Thursday, May 24, 2007

Custom string formatting in .Net

Recently, while working on a project, I came across the need to format the phone number supplied as string in the standard U.S. phone format(i.e. 1234567890 should be displayed as (123) 456-7890. The phone number was being fetched as a string from the database. I personally feel, that a better option to operate on strings is to save them in a formatted manner i.e. the way you wish to display them, but this is not always possible.

So how do you custom format the strings in .Net? You got it - you use IFormatProvider. IFormatProvider is an interface that provides you an option to format the value as per your requirements. The sole member contained in this interface is GetFormat(). To provide the custom formatting, you need to make a class that implements IFormatProvider. Apart from this, your class must also implement ICustomFormatter. This is the interface that actually handles the custom logic of formatting the supplied value. ICustomFormatter contains a single method named Format() which accepts the format in which value should be formatted, the value that is to be formatted and an instance of IFormatProvider(i.e your custom class that implements IFormatProvider).

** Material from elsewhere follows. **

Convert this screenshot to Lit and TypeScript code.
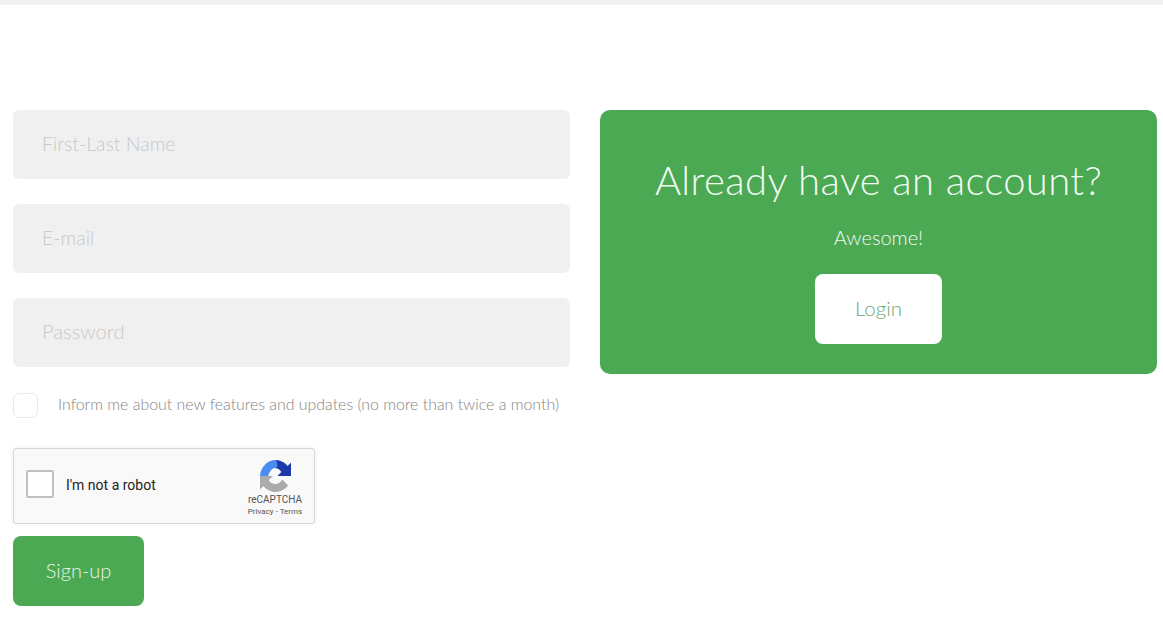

Lets get down to the code and see what it need to do a custom formatting:-

Our requirement: We have a string that contains the phone number. The phone number is a standard 10 digit number. However, it may or may not have a country code attached. If the country code is present, the format will be '+' followed by country code, a space and then the 10 digit phone number. So, example of valid values are:

Phone number without country code: 1234567890
Phone number with country code: +91 1234567890

Lets look at the implementation of our class that handles the formatting:

public class PhoneFormatter : IFormatProvider, ICustomFormatter
    {
        #region IFormatProvider Members 

        public object GetFormat(Type formatType)
        {
            // Check if the class implements ICustomFormatter 
            if (formatType == typeof(ICustomFormatter))
            {
                return this;
            }
            else
            {
                return null;
            }
        } 

        #endregion 

        #region ICustomFormatter Members 

        public string Format(string format, object arg, IFormatProvider formatProvider)
        {
            // if the passed in argument is null, return empty string
            if (arg == null)
            {
                return string.Empty;
            } 

            // Get the value of argument in string
            string phoneNumber = arg.ToString(); 

            // Check if phone number has country code
            if (phoneNumber.StartsWith("+") && phoneNumber.IndexOf(' ') > 1)
            {
                // If it contains country code, separate it from phone number
                string countryCode = phoneNumber.Substring(0, phoneNumber.IndexOf(' ') + 1);
                phoneNumber = phoneNumber.Remove(0, countryCode.Length);

                // Get the formatted value of phone number and prefix it with the country code
                phoneNumber = string.Format("{0}{1}", countryCode, this.GetFormattedPhoneNumber(phoneNumber, format));
            }

            // Check if the phone number is a valid 10 digit number
            if (phoneNumber.Length == 10)
            {
                // Get the formatted value of phone number
                phoneNumber = this.GetFormattedPhoneNumber(phoneNumber, format);
            }

            return phoneNumber;
        }        

        #endregion 

        #region Helper method 
       
        private string GetFormattedPhoneNumber(string phoneNumber, string format)
        {
            long number = 0;

            //Check if the phone number is a valid numeric value
            if (long.TryParse(phoneNumber, out number))
            {
                // If phone number is numeric, format it as per the passed in value
                phoneNumber = number.ToString(format);
            }
            return phoneNumber;
        } 

        #endregion
    }

As you can see, we have a class defined, that implements IFormatProvider and ICustomFormatter. I have commented code at each step so that it is easier to understand whats going on.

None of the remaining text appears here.